The Thorniness of Trust

TRUST. One dictionary defines it thusly:

n. firm belief in the reliability, truth, ability, or strength of someone or something

It’s a quintessential component of humanity that’s often shared, instinctively, among the animal kingdom. We make it more complex than that, of course; a baby elephant probably has no distinction between its own instinctive trust of its parents and the fallibility of nature to protect it against outside threats. We make that leap of faith, and it’s a choice, not instinct.

Instinct and experience lead us astray from trust. Maybe that’s as it should be. The world is full of people who scam, manipulate, cheat and even murder; there’s no shortage of pitfalls and dangers, sometimes even among our closest allies.


It was 1997 when I met my ex. We didn’t actually like each other very much at first, until we got to know one another. We formed an unlikely bond over rudimentary traits: a sense of humor and love of the English language. We both loved music, though not the same music, and we both enjoyed movies. We became lovers as well as friends, but not always the friends we should have been to one another.

It was another few years until we became “serious.” After fits and starts in our troubled friendship, we began to share a living space, moving from the quiet safety of our separate homes in New Jersey and into the uncertainty of a future in Providence, Rhode Island. It was then that we learned that we were doomed as a couple, and it was only our long friendship and history that kept us together as long as we were able to, about two years after we became residents of the city.

Our paths through the world were not parallel, and she thought I had so much more potential to grab life and wrestle it into submission. That made her angry. She may have been right. Either way, after she finally called it quits, we managed to remain friends. After all that had happened, so many tearful nights staying up late, trying to reassure ourselves that we would survive, she left the United States to teach English in Japan. We tossed around the idea of trying again when she returned. By this time, we had intertwined ourselves into each other’s lives so fully that complete separation was unthinkable.

We continued talking while she was in Japan, and when she came home, we stayed friends. I had moved back to New Jersey, into an absolutely horrible relationship that haunts me to this day. My ex was my savior, getting me out of the house, helping me to have some fun in my otherwise miserable existence. She was there for me when I needed her. I tried to be there for her in some way, but she did not seem to need me. She had it together. I was the mess.

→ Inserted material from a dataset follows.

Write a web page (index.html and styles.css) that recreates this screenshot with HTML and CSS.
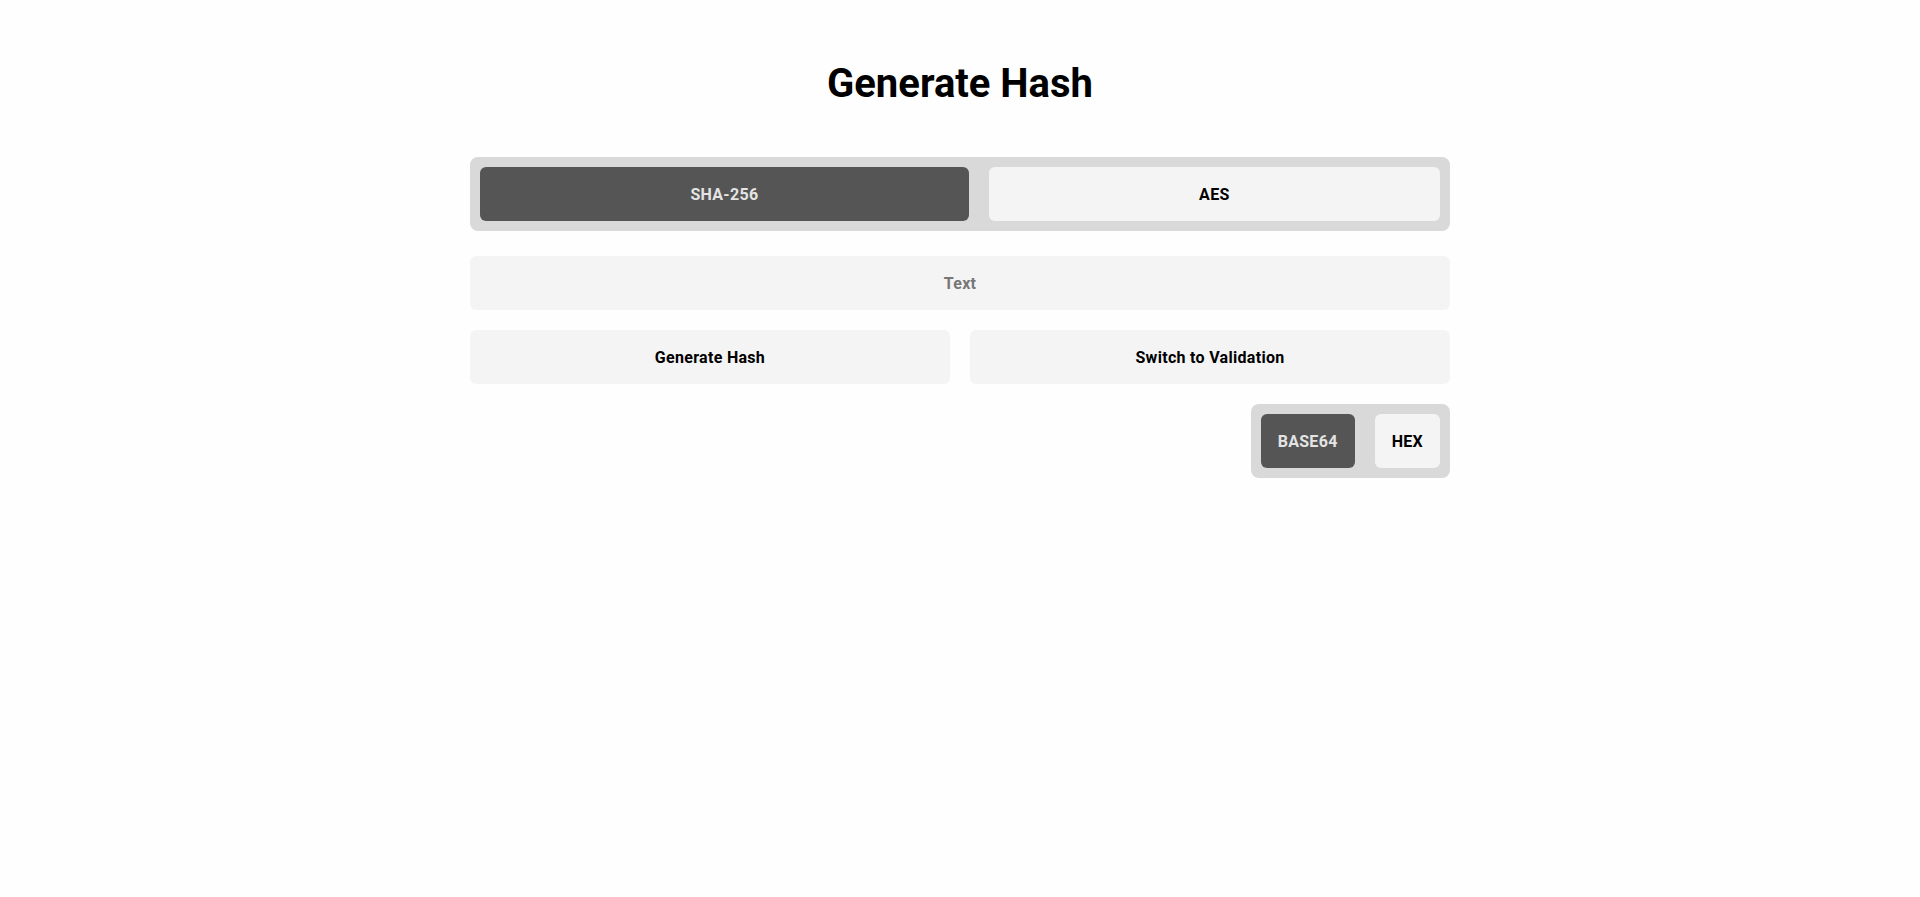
FILE: index.html
```html
<!DOCTYPE html>
<html lang="en">
<head>
<meta charset="utf-8">
<title>Generate Hash</title>
<link rel="stylesheet" href="styles.css">
</head>
<body>
<main class="page">
  <h1 class="title">Generate Hash</h1>
  <div class="segmented segmented-wide">
    <button class="seg-btn active">SHA-256</button>
    <button class="seg-btn">AES</button>
  </div>
  <input class="text-input" type="text" placeholder="Text">
  <div class="actions">
    <button class="action-btn">Generate Hash</button>
    <button class="action-btn">Switch to Validation</button>
  </div>
  <div class="format-row">
    <div class="segmented">
      <button class="seg-btn active">BASE64</button>
      <button class="seg-btn">HEX</button>
    </div>
  </div>
</main>
</body>
</html>
```
FILE: styles.css
```css
* { box-sizing: border-box; }
html, body { margin: 0; padding: 0; background: #fefefe; }
body { font-family: Roboto, "Liberation Sans", Arial, sans-serif; color: #000; }
.page {
  width: 980px;
  margin: 0 auto;
  padding-top: 60px;
  display: flex;
  flex-direction: column;
}
.title {
  margin: 0 0 50px;
  font-size: 40px;
  font-weight: 700;
  line-height: 47px;
  text-align: center;
}
.segmented {
  display: flex;
  gap: 20px;
  padding: 10px;
  background: #d9d9d9;
  border-radius: 8px;
}
.seg-btn, .action-btn {
  font-family: inherit;
  font-size: 16px;
  font-weight: 700;
  letter-spacing: 0.3px;
  height: 54px;
  padding: 0 17px;
  border: none;
  border-radius: 6px;
  background: #f4f4f4;
  color: #000;
  cursor: pointer;
}
.segmented-wide .seg-btn { flex: 1 1 auto; }
.seg-btn.active { background: #555555; color: #e4e4e4; }
.text-input {
  margin-top: 25px;
  height: 54px;
  border: none;
  border-radius: 6px;
  background: #f4f4f4;
  font-family: inherit;
  font-size: 16px;
  font-weight: 700;
  letter-spacing: 0.3px;
  text-align: center;
  outline: none;
}
.text-input::placeholder { color: #777; }
.actions {
  margin-top: 20px;
  display: grid;
  grid-template-columns: 1fr 1fr;
  gap: 20px;
}
.format-row {
  margin-top: 20px;
  display: flex;
  justify-content: flex-end;
}
```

After fourteen years of friendship, there was an implicit trust there. We knew the best and worst of each other, and chose to be friends anyway. Subsequent to lighting out of that terrible relationship, I moved back to Providence. And at fifteen years, my friendship with her was still the longest history I’d ever had with someone.

Then she broke that trust.


Social media is a funny thing. It keeps people connected to one another in a surface fashion, and at times, we’ll use it to communicate deeper, more complicated feelings, but we’re alwaysfiltering. When that filter fails, it can change lives.

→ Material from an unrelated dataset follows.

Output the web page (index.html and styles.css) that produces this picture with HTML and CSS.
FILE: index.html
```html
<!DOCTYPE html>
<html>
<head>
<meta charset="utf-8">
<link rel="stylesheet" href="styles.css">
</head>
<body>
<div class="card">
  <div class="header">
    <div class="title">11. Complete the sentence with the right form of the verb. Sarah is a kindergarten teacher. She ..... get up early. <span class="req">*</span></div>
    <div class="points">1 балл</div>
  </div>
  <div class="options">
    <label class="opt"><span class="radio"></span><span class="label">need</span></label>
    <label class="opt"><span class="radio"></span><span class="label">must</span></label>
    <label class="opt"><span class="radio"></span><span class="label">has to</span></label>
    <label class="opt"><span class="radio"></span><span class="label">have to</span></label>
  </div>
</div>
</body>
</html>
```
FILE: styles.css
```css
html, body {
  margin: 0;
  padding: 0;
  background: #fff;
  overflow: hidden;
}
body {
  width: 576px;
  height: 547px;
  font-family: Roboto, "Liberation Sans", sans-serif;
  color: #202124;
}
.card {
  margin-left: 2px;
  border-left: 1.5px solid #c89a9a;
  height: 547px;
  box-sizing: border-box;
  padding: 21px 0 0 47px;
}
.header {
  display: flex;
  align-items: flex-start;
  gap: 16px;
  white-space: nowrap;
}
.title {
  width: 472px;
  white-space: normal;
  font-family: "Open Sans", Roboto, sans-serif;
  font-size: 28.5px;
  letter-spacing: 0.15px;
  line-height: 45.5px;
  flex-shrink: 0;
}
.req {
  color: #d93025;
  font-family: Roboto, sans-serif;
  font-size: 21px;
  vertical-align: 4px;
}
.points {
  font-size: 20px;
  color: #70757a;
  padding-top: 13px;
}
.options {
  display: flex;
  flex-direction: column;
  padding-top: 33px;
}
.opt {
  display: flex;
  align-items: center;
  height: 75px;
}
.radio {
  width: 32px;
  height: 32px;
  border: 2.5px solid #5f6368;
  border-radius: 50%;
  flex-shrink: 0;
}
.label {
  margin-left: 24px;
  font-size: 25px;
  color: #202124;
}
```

LiveJournal, where she and I both kept journals, has filtering tools in place, but you have to actually use them, and that human failing to do so occurred one late night, a mere two days after my birthday in 2011. She had written some dreadful, nasty things about me. I wasn’t prepared for the vitriol that came from the screen.

What could she have said that was so appalling? Imagine the worst things you think about yourself. The things that keep you up at night, the things that make you the most self-conscious. Now imagine that the person you trust and care about more than anyone else thinks the same things about you. Then writes them down, unprovoked, and shares them with others.

That’s what I read that night.


I never got an apology for the things she said. She was sorry, but only that I had seen what she had written. I replied that if she thinks the worst of me and assumes that every action and thing that I say is so terrible, then why continue being friends?

That was the end. The end of fifteen years of friendship, love, laughter, and trying so hard to make it through tough times together. The pointlessness of it all really got to me. But I would survive. I would believe that I was worth more than two-faced lies, for that is what the whole thing ended up feeling like. Friends with me in one instant, but secretly saying awful, horrendous things about me the next.

Of course, it wasn’t that simple. It never is. Really, though, I thought only one thing was certain; I wouldn’t implicitly trust anyone ever again.


When you trust, you create a weapon, and you give that weapon to those you love. That weapon can have many uses. It can be used as a shield and defense, helping those we care about and who trust us defend themselves from the onslaught of the world. It can be used as an umbrella, keeping the rain off our heads and treating us to warmth and safety.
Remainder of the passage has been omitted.